In 1973, Schweickart was assigned as part of the backup crew for Skylab-2. That same year he played a major role in directing the repair of the Skylab space station from the ground. On May 1, 1974, Captain Schweickart left the Astronaut Office at Johnson Space Center for NASA Headquarters in Washington, D.C. as Director of User Affairs in the Office of Applications. He helped various governmental and industrial organizations facilitate the practical application of space technology in fields such as communications, meteorology, earth resources and space processing. Schweickart then held several technology-related positions with the California state government, including Assistant to the Governor for Science and Technology. He left NASA on July 1, 1979 to be Chairman of the California Energy Commission.

From 1987 to 1988, Captain Schweickart chaired the United States Antarctic Program Safety Review Panel for the Director of the National Science Foundation (NSF) in Washington, DC. He helped to produce a report, Safety in Antarctica, that was a comprehensive on-site review of all U.S. activities in Antarctica, led to a restructuring of the program, increasing the safety of operations in the hazardous environment of Antarctica.

Schweickart was next the Executive Vice President of CTA Commercial Systems, Inc. and Director of Low Earth Orbit (LEO) Systems.
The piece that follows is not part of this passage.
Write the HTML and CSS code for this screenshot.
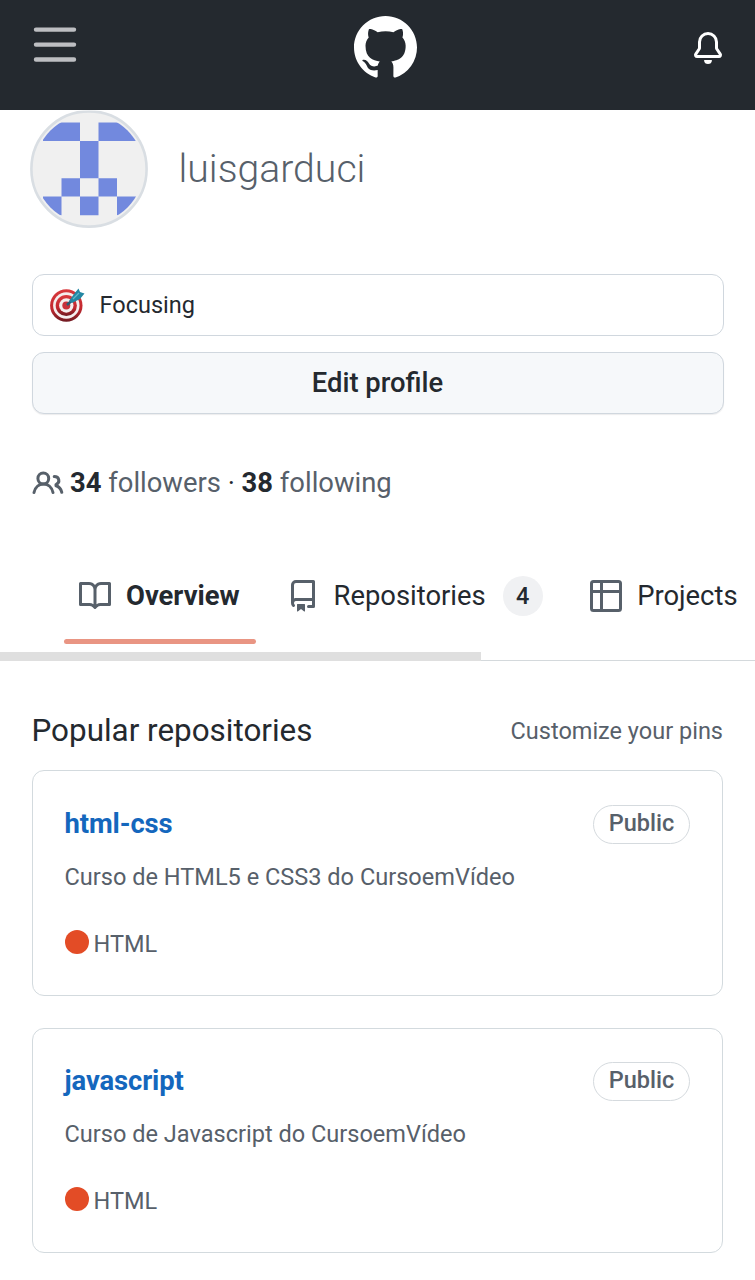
FILE: index.html
```
<!DOCTYPE html>
<html lang="en">
<head>
<meta charset="utf-8">
<title>luisgarduci</title>
<link rel="stylesheet" href="styles.css">
</head>
<body>
<header class="topbar">
  <svg class="menu" viewBox="0 0 42 36"><path d="M2 2.6H40M2 17.6H40M2 32.5H40"/></svg>
  <svg class="mark" viewBox="0 0 16 16"><path d="M8 0C3.58 0 0 3.58 0 8c0 3.54 2.29 6.53 5.47 7.59.4.07.55-.17.55-.38 0-.19-.01-.82-.01-1.49-2.01.37-2.53-.49-2.69-.94-.09-.23-.48-.94-.82-1.13-.28-.15-.68-.52-.01-.53.63-.01 1.08.58 1.23.82.72 1.21 1.87.87 2.33.66.07-.52.28-.87.51-1.07-1.78-.2-3.64-.89-3.64-3.95 0-.87.31-1.59.82-2.15-.08-.2-.36-1.02.08-2.12 0 0 .67-.21 2.2.82.64-.18 1.32-.27 2-.27.68 0 1.36.09 2 .27 1.53-1.04 2.2-.82 2.2-.82.44 1.1.16 1.92.08 2.12.51.56.82 1.27.82 2.15 0 3.07-1.87 3.75-3.65 3.95.29.25.54.73.54 1.48 0 1.07-.01 1.93-.01 2.2 0 .21.15.46.55.38A8.013 8.013 0 0016 8c0-4.42-3.58-8-8-8z"/></svg>
  <svg class="bell" viewBox="0 0 16 16"><path d="M8 16a2 2 0 001.985-1.75c.017-.137-.097-.25-.235-.25h-3.5c-.138 0-.252.113-.235.25A2 2 0 008 16z"/><path fill-rule="evenodd" d="M3 5a5 5 0 0110 0v2.947c0 .05.015.098.042.139l1.703 2.555A1.518 1.518 0 0113.482 13H2.518a1.518 1.518 0 01-1.263-2.36l1.703-2.554A.25.25 0 003 7.947V5zm5-3.5A3.5 3.5 0 004.5 5v2.947c0 .346-.102.683-.294.97l-1.703 2.556a.018.018 0 00-.003.01l.001.006c0 .002.002.004.004.006a.017.017 0 00.006.004l.007.001h10.964l.007-.001a.016.016 0 00.006-.004.016.016 0 00.004-.006l.001-.007a.017.017 0 00-.003-.01l-1.703-2.554a1.75 1.75 0 01-.294-.97V5A3.5 3.5 0 008 1.5z"/></svg>
</header>
<main>
  <section class="profile">
    <div class="identity">
      <svg class="avatar" viewBox="0 0 118 118">
        <defs><clipPath id="round"><circle cx="59" cy="59" r="54.500"/></clipPath></defs>
        <circle cx="59" cy="59" r="57.6" fill="#f0f0f0" stroke="#d9dee3" stroke-width="2.6"/>
        <path clip-path="url(#round)" fill="#7289de" d="M13 12.500H50V31H13zM68.500 12.500H106V31H68.500zM50 31H68.500V68.300H50zM31.500 68.300H50V86.600H31.500zM68.500 68.300H87V86.600H68.500zM13 86.600H31.500V105.300H13zM50 86.600H68.500V105.300H50zM87 86.600H106V105.300H87z"/>
      </svg>
      <h1 class="login">luisgarduci</h1>
    </div>
    <div class="status">
      <svg class="target" viewBox="0 0 34 34">
        <defs><linearGradient id="red" x1="0" y1="0" x2="0" y2="1"><stop offset="0" stop-color="#d9393d"/><stop offset=".6" stop-color="#c2282f"/><stop offset="1" stop-color="#701a22"/></linearGradient></defs>
        <circle cx="16.300" cy="17.500" r="16.200" fill="url(#red)"/>
        <circle cx="16.300" cy="17.500" r="13.200" fill="#f5eeee"/>
        <circle cx="16.300" cy="17.500" r="10.600" fill="url(#red)"/>
        <circle cx="16.300" cy="17.500" r="7.200" fill="#f5eeee"/>
        <circle cx="16.300" cy="17.500" r="4" fill="#c9303a"/>
        <path d="M17 17L29 6" stroke="#285b75" stroke-width="2.600"/>
        <path d="M19 13L24 6 28.500 .5 30 4 34.500 5.500 30 11 22 15z" fill="#2487a3"/>
        <path d="M23 11L29 5" stroke="#5db8cc" stroke-width="1.200"/>
      </svg>
      <span>Focusing</span>
    </div>
    <button class="edit">Edit profile</button>
    <p class="follow">
      <svg class="people" viewBox="0 0 32 32"><circle cx="11.300" cy="11.500" r="5.400"/><path d="M2 25.500C4.500 14.200 18.500 14.200 21 25.500M22.200 9.500C27.500 9.500 28.500 15.500 24 17.500V18.800C27.300 19.800 29 22 29.800 25.300"/></svg>
      <span><b>34</b> followers <i>·</i> <b>38</b> following</span>
    </p>
  </section>
  <nav class="tabs">
    <a class="tab active"><svg class="icon" viewBox="0 0 16 16"><path fill-rule="evenodd" d="M0 1.750A.75.75 0 01.75 1h4.253c1.227 0 2.317.59 3 1.501A3.744 3.744 0 0111.006 1h4.245a.75.75 0 01.75.75v10.500a.75.75 0 01-.75.75h-4.507a2.250 2.250 0 00-1.591.659l-.622.621a.75.75 0 01-1.060 0l-.622-.621A2.250 2.250 0 005.258 13H.75a.75.75 0 01-.75-.75V1.750zm8.755 3a2.250 2.250 0 012.250-2.250H14.500v9h-3.757c-.71 0-1.400.201-1.992.572l.004-7.322zm-1.504 7.324l.004-5.073-.002-2.253A2.250 2.250 0 005.003 2.500H1.500v9h3.757a3.750 3.750 0 011.994.574z"/></svg><span>Overview</span></a>
    <a class="tab repos"><svg class="icon" viewBox="0 0 16 16"><path fill-rule="evenodd" d="M2 2.500A2.500 2.500 0 014.500 0h8.750a.75.75 0 01.75.75v12.500a.75.75 0 01-.75.75h-2.500a.75.75 0 110-1.500h1.750v-2h-8a1 1 0 00-.714 1.700.75.75 0 01-1.072 1.050A2.495 2.495 0 012 11.500v-9zm10.500-1V9h-8c-.356 0-.694.074-1 .208V2.500a1 1 0 011-1h8zM5 12.250v3.250a.25.25 0 00.4.2l1.450-1.087a.25.25 0 01.3 0L8.600 15.700a.25.25 0 00.4-.2v-3.250a.25.25 0 00-.25-.25h-3.500a.25.25 0 00-.25.25z"/></svg><span>Repositories</span><span class="count">4</span></a>
    <a class="tab projects"><svg class="icon outline" viewBox="0 0 16 16"><rect x=".75" y=".75" width="14.500" height="14.500" rx="1"/><path d="M.75 5.750H15.250M5.750 .75V15.250"/></svg><span>Projects</span></a>
  </nav>
  <div class="scroll"><div class="thumb"></div></div>
  <section class="popular">
    <div class="heading"><h2>Popular repositories</h2><a>Customize your pins</a></div>
    <article class="card">
      <div class="row"><a class="repo">html-css</a><span class="badge">Public</span></div>
      <p class="desc">Curso de HTML5 e CSS3 do CursoemVídeo</p>
      <p class="lang"><span class="dot"></span><span>HTML</span></p>
    </article>
    <article class="card">
      <div class="row"><a class="repo">javascript</a><span class="badge">Public</span></div>
      <p class="desc">Curso de Javascript do CursoemVídeo</p>
      <p class="lang"><span class="dot"></span><span>HTML</span></p>
    </article>
  </section>
</main>
</body>
</html>
```
FILE: styles.css
```
* { box-sizing: border-box; }
body { margin: 0; background: #fff; color: #24292f; font-family: Roboto, sans-serif; font-size: 27.4px; overflow: hidden; }
h1, h2, p { margin: 0; font-weight: 400; }
svg { display: block; flex: none; overflow: visible; }
span, a { white-space: nowrap; }
.topbar { height: 110px; background: #24292f; display: flex; justify-content: space-between; padding: 0 31px 0 34px; }
.menu { width: 42px; height: 36px; margin-top: 27px; fill: none; stroke: #bdbec2; stroke-width: 4.4; stroke-linecap: round; }
.mark { width: 63px; height: 63px; margin: 16px 0 0 2.500px; fill: #fff; }
.bell { width: 32px; height: 32px; margin-top: 32px; fill: #fff; }
.profile { padding: 0 32px 0 31.500px; }
.identity { display: flex; align-items: center; height: 118px; margin: -.5px 0 46px -1.500px; gap: 30.500px; }
.avatar { width: 118px; height: 118px; clip-path: inset(1px -2px -2px -2px); }
.login { font-size: 39.200px; font-weight: 300; color: #57606a; line-height: 46px; }
.status, .edit { width: 692px; height: 62px; border: 1.500px solid #d0d7de; border-radius: 12px; }
.status { display: flex; align-items: center; padding-left: 17px; gap: 16px; font-size: 23.500px; margin-top: 46px; }
.status span { padding-top: 1px; }
.target { width: 34px; height: 34px; }
.edit { display: block; margin-top: 16px; background: #f6f8fa; font: 500 27.400px Roboto, sans-serif; color: #24292f; padding: 0; box-shadow: 0 1px 1px #1b1f2414; }
.follow { display: flex; align-items: center; height: 40px; margin-top: 49px; color: #57606a; gap: 6.500px; }
.follow b { color: #24292f; font-weight: 700; }
.follow i { color: #24292f; font-style: normal; }
.people { width: 32px; height: 32px; fill: none; stroke: #57606a; stroke-width: 3; stroke-linecap: round; stroke-linejoin: round; }
.icon { width: 32px; height: 32px; fill: #57606a; }
.outline { fill: none; stroke: #57606a; stroke-width: 1.500; }
.tabs { display: flex; height: 83px; margin-top: 58px; padding-left: 63.500px; }
.tab { display: flex; align-items: center; height: 83px; padding: 0 16px 13px 15.500px; gap: 15px; }
.active { width: 192px; font-weight: 700; position: relative; }
.active::after { content: ""; position: absolute; left: 0; right: 0; bottom: 0; height: 5px; border-radius: 3px; background: #e99583; }
.repos { margin-left: 15.500px; }
.count { width: 40px; height: 40px; border-radius: 20px; background: #f0f1f3; font-size: 23.500px; font-weight: 500; line-height: 40px; text-align: center; margin-left: 2px; }
.projects { margin-left: 16px; }
.scroll { height: 17px; border-bottom: 1px solid #d4d9dc; padding-top: 8px; }
.thumb { height: 9px; width: 481px; background: #dfdfdf; }
.popular { padding: 48px 32px 0 31.500px; }
.heading { display: flex; justify-content: space-between; align-items: center; height: 44px; margin-bottom: 17.500px; }
.heading h2 { font-size: 31.400px; }
.heading a { font-size: 23.500px; color: #57606a; padding-top: 1px; }
.card { height: 225.500px; border: 1.500px solid #d3dade; border-radius: 12px; padding: 33.500px 32px 0; margin-bottom: 32px; color: #57606a; }
.row { display: flex; justify-content: space-between; align-items: center; height: 39px; }
.repo { color: #1467bd; font-weight: 700; letter-spacing: -.1px; margin-top: -1px; }
.badge { width: 97px; height: 39px; border: 1.500px solid #d5dade; border-radius: 20px; font-size: 23.500px; font-weight: 500; line-height: 35px; text-align: center; }
.desc { font-size: 23.560px; line-height: 36px; margin-top: 15px; }
.lang { display: flex; align-items: center; gap: 5px; height: 36px; font-size: 23.500px; margin-top: 30px; }
.lang span:last-child { padding-top: 2px; }
.dot { width: 24px; height: 24px; border-radius: 50%; background: #e34c26; margin-bottom: 2px; }
```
Schweickart led CTA's efforts in developing the GEMnet system, a second generation LEO communication satellite constellation designed to provide regular commercial electronic messaging services on a global basis. Prior to his CTA work, Schweickart founded and was president of Courier Satellite Services, Inc., a global satellite communications company which developed LEO satellites to provide worldwide affordable data services.

Rusty Schweickart is the founder and past president of the Association of Space Explorers (ASE), the international professional society of astronauts and cosmonauts. The organization promotes the cooperative exploration and development of space and the use of space technology for human benefit. The ASE has a current membership of over 300 astronauts and cosmonauts from 29 nations. The Association's first book, The Home Planet, with a preface by Schweickart, was published in 1988, and was an immediate international best seller.
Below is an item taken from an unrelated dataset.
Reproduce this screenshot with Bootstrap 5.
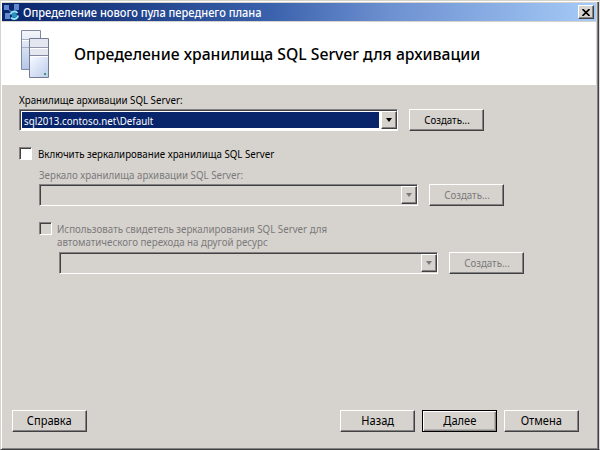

Captain Schweickart helped develop international communications regulations and policies, and participated in the 1992 and 1995 World Radio-communications Conferences of the International Telecommunications Union. He also worked extensively in Russia and the former USSR on scientific and telecommunications matters. Later Schweickart was president of Aloha Networks, until 1998.
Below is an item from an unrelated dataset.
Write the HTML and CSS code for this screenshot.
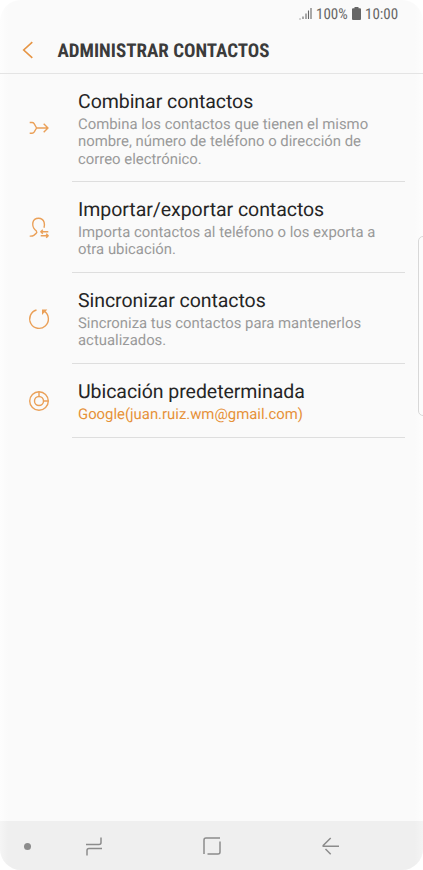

At the request of the National Science Foundation, Schweickart served on the 1997-1998 United States Antarctic Program Outside Review Panel, which reported to the Whitehouse and Congress on the future of U.S. facilities in Antarctica. America's Amundson-Scott South Pole station has been fully rebuilt as a result of this work.

Among his honors and awards are the NASA Distinguished Service Medal (1969) and the Federation AĆ©ronautique Internationale De La Vaux Medal (1970) for his Apollo 9 flight. He also received the National Academy of Television Arts and Sciences Special Trustees Award (Emmy) in 1969 for transmitting the first live TV pictures from space. In 1973, Schweickart was awarded the NASA Exceptional Service Medal for his leadership in the Skylab rescue efforts.

Rusty Schweickart quote:

"The frontier in space, embodied in the space colony, is one in which the interactions between humans and their environment is so much more sensitive and interactive and less tolerant of irresponsibility than it is on the whole surface of the Earth. We are going to learn how to relate to the Earth and our own natural environment here by looking seriously at space colony ecologies."